Das Aushülsen übernehmen ausschliesslich Frauen mit besonders zierlichen Fingern, die dünnen Schoten sind zum Öffnen zu delikat für derbe Bauernhände.
Diese Erbsen gelten als eines der weltweit zeit-empfindlichsten Gemüse. Der in ihnen enthaltene Zucker beginnt sich sofort nach der Ernte in Stärke zu verwandeln. Das beeinträchtigt den subtilen Kräutergeschmack und bringt die Balance zwischen Süsse und Salzigkeit mit zunehmender Lagerung aus dem fragilen Gleichgewicht. Zwei Tage nach der Ernte verliert die Tränenerbse bereits 60% ihrer Qualität. Die geringe Ausbeute und die kostenintensive, möglichst rasche Lieferung per Kurier ist der Grund für ein Preisschild von jenseits 300 Euro. Pro Kilo. Und auch dafür, dass das grüne Gold immer ein lokaler Genuss bleiben wird.

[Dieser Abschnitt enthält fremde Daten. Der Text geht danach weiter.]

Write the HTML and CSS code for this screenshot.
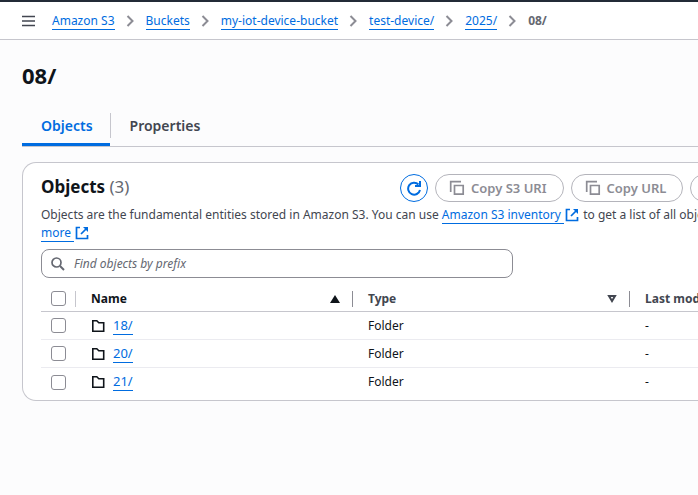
FILE: index.html
```html
<!DOCTYPE html>
<html lang="en">
<head>
<meta charset="utf-8">
<title>08/ - Amazon S3</title>
<link rel="stylesheet" href="styles.css">
</head>
<body>
<svg class="sprite" aria-hidden="true">
  <symbol id="chevron" viewBox="0 0 8 12"><path d="M1 1l5 5-5 5" fill="none" stroke="currentColor" stroke-width="2"/></symbol>
  <symbol id="external" viewBox="0 0 14 14"><path d="M5 1.500H1.500v11h11V9" fill="none" stroke="currentColor" stroke-width="1.700"/><path d="M11.500 2.500L6 8" fill="none" stroke="currentColor" stroke-width="1.700"/><path d="M8 1h5v5z" fill="currentColor"/></symbol>
  <symbol id="copy" viewBox="0 0 16 16"><path d="M1.700 12V1.700H12M5.500 5.500h8.700v8.700H5.500z" fill="none" stroke="currentColor" stroke-width="1.700"/></symbol>
  <symbol id="folder" viewBox="0 0 14 14"><path d="M1.800 1.800h4l2 2h4.900v8.400H1.800z" fill="none" stroke="currentColor" stroke-width="1.600"/></symbol>
</svg>
<header class="topbar">
  <button class="menu" type="button" aria-label="Open navigation">
    <svg width="14" height="14" viewBox="0 0 14 14"><path d="M0 2.500h13M0 7h13M0 11.500h13" stroke="currentColor" stroke-width="1.600"/></svg>
  </button>
  <nav class="crumbs" aria-label="Breadcrumbs">
    <a class="link" href="#">Amazon S3</a>
    <svg class="chevron"><use href="#chevron"/></svg>
    <a class="link" href="#">Buckets</a>
    <svg class="chevron"><use href="#chevron"/></svg>
    <a class="link" href="#">my-iot-device-bucket</a>
    <svg class="chevron"><use href="#chevron"/></svg>
    <a class="link" href="#">test-device/</a>
    <svg class="chevron"><use href="#chevron"/></svg>
    <a class="link" href="#">2025/</a>
    <svg class="chevron"><use href="#chevron"/></svg>
    <span class="current">08/</span>
  </nav>
</header>
<main class="page">
  <h1 class="title">08/</h1>
  <div class="tabs" role="tablist">
    <button class="tab active" type="button" role="tab" aria-selected="true">Objects</button>
    <span class="divider"></span>
    <button class="tab" type="button" role="tab" aria-selected="false">Properties</button>
  </div>
  <section class="panel">
    <div class="panel-head">
      <h2 class="heading">Objects <span class="count">(3)</span></h2>
      <div class="actions">
        <button class="btn refresh" type="button" aria-label="Refresh">
          <svg width="16" height="16" viewBox="0 0 16 16"><path d="M14 10A6 6 0 1 1 12.500 4.500" fill="none" stroke="currentColor" stroke-width="2"/><path d="M14 1v5H9" fill="none" stroke="currentColor" stroke-width="2"/></svg>
        </button>
        <button class="btn" type="button" disabled><svg class="copy"><use href="#copy"/></svg>Copy S3 URI</button>
        <button class="btn" type="button" disabled><svg class="copy"><use href="#copy"/></svg>Copy URL</button>
        <button class="btn" type="button" disabled>Download</button>
      </div>
    </div>
    <p class="intro">Objects are the fundamental entities stored in Amazon S3. You can use <a class="ext" href="#"><span class="link">Amazon S3 inventory&nbsp;</span><svg class="external"><use href="#external"/></svg></a> to get a list of all objects<br><a class="ext" href="#"><span class="link">more&nbsp;</span><svg class="external"><use href="#external"/></svg></a></p>
    <label class="search">
      <svg width="14" height="14" viewBox="0 0 14 14"><path d="M9 9l4 4" stroke="currentColor" stroke-width="2"/><circle cx="5.500" cy="5.500" r="4.500" fill="none" stroke="currentColor" stroke-width="1.700"/></svg>
      <input type="search" placeholder="Find objects by prefix" aria-label="Find objects by prefix">
    </label>
    <table class="objects">
      <colgroup><col class="col-check"><col class="col-wide"><col class="col-wide"><col></colgroup>
      <thead>
        <tr>
          <th><div class="th light"><input class="check" type="checkbox" aria-label="Select all"></div></th>
          <th class="sorted"><div class="th">Name<svg width="10" height="8" viewBox="0 0 10 8"><path d="M5 0l5 8H0z" fill="currentColor"/></svg></div></th>
          <th><div class="th">Type<svg width="10" height="8" viewBox="0 0 10 8"><path d="M2 1h6L5 6z" fill="none" stroke="currentColor" stroke-width="2"/></svg></div></th>
          <th><div class="th last">Last modified</div></th>
        </tr>
      </thead>
      <tbody>
        <tr><td><input class="check" type="checkbox" aria-label="Select 18/"></td><td><div class="name"><svg class="folder"><use href="#folder"/></svg><a class="link" href="#">18/</a></div></td><td>Folder</td><td>-</td></tr>
        <tr><td><input class="check" type="checkbox" aria-label="Select 20/"></td><td><div class="name"><svg class="folder"><use href="#folder"/></svg><a class="link" href="#">20/</a></div></td><td>Folder</td><td>-</td></tr>
        <tr><td><input class="check" type="checkbox" aria-label="Select 21/"></td><td><div class="name"><svg class="folder"><use href="#folder"/></svg><a class="link" href="#">21/</a></div></td><td>Folder</td><td>-</td></tr>
      </tbody>
    </table>
  </section>
</main>
</body>
</html>
```
FILE: styles.css
```css
* { box-sizing: border-box; }
body {
  margin: 0;
  min-height: 100vh;
  overflow-x: hidden;
  background: #fcfcfd;
  color: #0f141a;
  font: 12px/18px "Noto Sans", "Open Sans", sans-serif;
}
button, input { font: inherit; color: inherit; }
button { padding: 0; border: 0; background: none; }
svg { display: block; flex: none; }
.sprite { display: none; }

.topbar {
  display: flex;
  align-items: center;
  gap: 16px;
  height: 40px;
  padding-left: 22px;
  background: #fff;
  border-top: 2px solid #232b37;
  border-bottom: 1px solid #c6c6cd;
}
.menu { color: #424650; }
.crumbs { display: flex; align-items: center; gap: 11px; white-space: nowrap; }
.chevron { width: 9px; height: 12px; color: #8c8c94; }
.current { color: #656871; font-weight: 700; }
.link {
  color: #006ce0;
  text-decoration: none;
  line-height: 17px;
  border-bottom: 1px solid #006ce0;
}

.page { padding-left: 22px; }
.title { margin: 0; padding: 20px 0; font-size: 22px; line-height: 30px; font-weight: 700; }
.tabs { display: flex; height: 37px; border-bottom: 1px solid #c6c6cd; }
.tab {
  padding: 0 19px 2px;
  height: 36px;
  color: #424650;
  font-size: 14px;
  line-height: 20px;
  font-weight: 600;
  border-bottom: 3px solid transparent;
}
.tab.active { padding: 0 17px 2px 19px; color: #006ce0; border-color: #006ce0; }
.divider { width: 1px; height: 25px; margin-top: 3px; background: #c6c6cd; }

.panel {
  margin-top: 15px;
  padding: 11px 0 4px 18px;
  background: #fff;
  border: 1px solid #c6c6cd;
  border-right: 0;
  border-radius: 14px 0 0 14px;
  overflow: hidden;
}
.panel-head { display: flex; height: 28px; }
.heading { flex: 0 0 359px; margin: 0; font-size: 17px; line-height: 26px; font-weight: 700; }
.count { color: #656871; font-weight: 400; }
.actions { display: flex; flex: none; gap: 7px; }
.btn {
  display: flex;
  align-items: center;
  gap: 6px;
  height: 28px;
  padding: 0 16px 0 13px;
  border: 1px solid #b4b4bb;
  border-radius: 14px;
  color: #8c8c94;
  font-size: 13px;
  font-weight: 600;
  white-space: nowrap;
}
.btn.refresh { width: 28px; padding: 0; justify-content: center; color: #006ce0; border-color: #006ce0; }
.copy { width: 16px; height: 16px; }
.intro { margin: 4px 0 0; color: #424650; white-space: nowrap; }
.ext { color: #006ce0; text-decoration: none; }
.external { display: inline-block; width: 14px; height: 14px; margin: 0 1px; vertical-align: -3px; }

.search {
  display: flex;
  align-items: center;
  gap: 9px;
  width: 472px;
  height: 29px;
  margin-top: 7px;
  padding: 0 9px;
  border: 1px solid #8c8c94;
  border-radius: 8px;
  color: #656871;
}
.search input { flex: 1; padding: 0; border: 0; outline: 0; background: none; }
.search input::placeholder { color: #656871; font-style: italic; opacity: 1; }

.objects { width: 100%; margin-top: 8px; border-collapse: separate; border-spacing: 0; table-layout: fixed; white-space: nowrap; }
.col-check { width: 35px; }
.col-wide { width: 277px; }
th, td { height: 28px; padding: 0 0 0 15px; text-align: left; font-weight: 400; border-bottom: 1px solid #ebebf0; }
th { height: 26px; border-color: #c6c6cd; color: #424650; }
tbody tr:last-child td { border-bottom: 0; }
th:first-child, td:first-child { padding-left: 10px; }
.th {
  display: flex;
  align-items: center;
  justify-content: space-between;
  height: 16px;
  padding-right: 12px;
  font-weight: 700;
  border-right: 1px solid #8c8c94;
}
.th.light { padding: 0; border-color: #c6c6cd; }
.th.last { border: 0; }
th.sorted { color: #0f141a; }
.check { display: block; appearance: none; width: 15px; height: 15px; margin: 0; border: 1px solid #8c8c94; border-radius: 3px; background: #fff; }
.name { display: flex; align-items: center; gap: 8px; }
.name .link { font-size: 13px; }
.folder { width: 14px; height: 14px; }
```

Angel León – in ganz Spanien nur ,el Chef del Mar’ genannt – serviert mir am Abend in El Puerto de Santa Maria die gleichentags gepflückten Guisante Costa Navazo in einem schaumigen, konzentrierten Pata Negra Bellota-Fond, und rührt etwas Plankton dazu, das er in einem selber ausgetüftelten und patentierten Verfahren aus Meerwasser gewinnt. Bei meinem ersten Besuch vor zwölf Jahren fischte er es noch mit einem hochfeinen Sieb aus dem Meer. Für eine Handvoll davon schaukelte er eine Woche lang durch den stürmischen Atlantik. Ein echter Nerd eben.
Ich lasse die grünen Kügelchen im Mund platzen wie winzige Ballone und küre sie augenblicklich zu meiner Henkersmahlzeit. Irgendwann mal. Und denke mir, das Märchen von der Prinzessin auf der Erbse muss neu geschrieben werden. Umgekehrt.